Grant is defeated by a combination of Bond’s tenacity, Q’s gadgetry and his own greed (if he hadn’t stolen the cash from Bond’s pocket, Bond would not have known Grant would be susceptible to the gold sovereigns in the Q-case), and that is remarkably satisfying. As is Kronsteen’s well-deserved comeuppance. (“What is Bond compared to Kronsteen,” he wheezes in an attempt to shift the blame when the plan has failed. Well, he’s the man who beat your fool proof scheme, you moron! No wonder Blofeld has him offed.)
Walter Gotell, who would later create M’s opposite number, General Gogol of the KGB, here appears as chief SpECTRE henchman, Morzeny. Clearly he’s SUPPOSED to be the same character who is in charge on SpECTRE Island, AND dealing out the death kicks on Blofeld’s yacht in Venice AND in charge of the SpECTRE speed boats that pursue Bond and Tatiana in the Adriatic. But it’s terribly tempting to think that SpECTRE just have a half-a-dozen clones of the head of Russian intelligence working for them.
Bond Quips #3: (after Bulgarian killer Krilencu is shot escaping through the most outrageous Bond-film product-placement until Moonraker: a billboard for Henry and Cubby;s own movie starring Anita Eckberg) “She should have kept her mouth shut”
Bond Quips #4: (on the death of poison-boot-wielding Rosa Klebb) “She’s had her kicks”
Other things to watch out for: The use of cigarettes to suggest sexual knowledge. At the start of the film, when Bond is called in from his picnic with Sylvia Trench, he uses a carphone to speak to Moneypenny. Here the film contrasts Sylvia who clearly wants Bond in a sexual way, with Penny who has a more worldly “been there, done that” attitude. What is striking is that, very unusually, Moneypenny is seen toying with a cigarette, as if it is a symbol of her greater knowledge.

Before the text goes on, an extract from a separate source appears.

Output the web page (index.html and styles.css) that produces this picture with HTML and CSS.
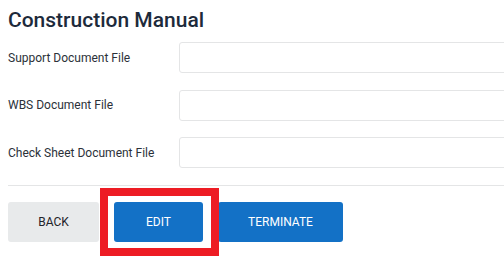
FILE: index.html
```html
<!DOCTYPE html>
<html lang="en">
<head>
  <meta charset="UTF-8"/>
  <title>Construction Manual</title>
  <link rel="stylesheet" href="styles.css">
</head>
<body>
  <div class="panel">
    <h2 class="title">Construction Manual</h2>

    <!-- Documents -->
    <div class="field">
      <label class="field-label">Support Document File</label>
      <input class="field-input" type="text">
    </div>
    <div class="field">
      <label class="field-label">WBS Document File</label>
      <input class="field-input" type="text">
    </div>
    <div class="field">
      <label class="field-label">Check Sheet Document File</label>
      <input class="field-input" type="text">
    </div>

    <hr class="divider">

    <!-- Actions -->
    <div class="actions">
      <button class="btn btn-back">BACK</button>
      <button class="btn btn-primary btn-edit">EDIT<span class="highlight"></span></button>
      <button class="btn btn-primary btn-terminate">TERMINATE</button>
    </div>
  </div>
</body>
</html>
```

FILE: styles.css
```css
:root {
  --text-color: #212830;
  --title-color: #1d2a3b;
  --border-color: #e4e5e6;
  --primary: #1371c6;
  --muted-bg: #e8eaeb;
  --font-family: 'Roboto', 'Liberation Sans', sans-serif;
}
* { margin:0; padding:0; box-sizing:border-box }
html, body { width:100%; height:100%; overflow:hidden; background:#fff }
body { padding:8px; font-family: var(--font-family); color: var(--text-color) }

.panel { width:560px }

.title {
  font-size:21px;
  line-height:24px;
  font-weight:500;
  color: var(--title-color);
  margin-bottom:10px;
}

/* Fields */
.field {
  display:grid;
  grid-template-columns:171px 1fr;
  align-items:center;
  margin-bottom:16.5px;
}
.field:last-of-type { margin-bottom:0 }
.field-label { font-size:12px; line-height:16px; color:#2b3139 }
.field-input {
  height:31px;
  border:1px solid var(--border-color);
  border-radius:3px;
  background:#fff;
  outline:none;
}

.divider {
  border:none;
  border-top:1px solid var(--border-color);
  margin:16px 0;
}

/* Buttons */
.actions { display:flex; gap:15px }
.btn {
  position:relative;
  height:40px;
  border:none;
  border-radius:3px;
  font-family: var(--font-family);
  font-size:12px;
  font-weight:400;
  cursor:pointer;
}
.btn-back { width:91px; background: var(--muted-bg); color:#1f2329 }
.btn-primary { background: var(--primary); color:#fff }
.btn-edit { width:89px }
.btn-terminate { width:125px }

/* Annotation box round EDIT */
.highlight {
  position:absolute;
  left:-14px; top:-14px; right:-16px; bottom:-14px;
  border:8px solid #ed1c24;
  pointer-events:none;
  z-index:1;
}
```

This is mirrored at the end of the film when we see Tatiana smoking for the first time only once they have got safely away to Venice, implying Bond has finally “fulfilled” her as a woman. Note also, that she discards her cigarette – the symbol of her sexual awakening – when Rosa Klebb turns up and takes charge over her again.
The Bottom Line: Bond on the brink of becoming super-human, nevertheless tells a tale of spy intrigue, blood feuds and cross and double-cross. Probably the best fight-on-a-train scene ever!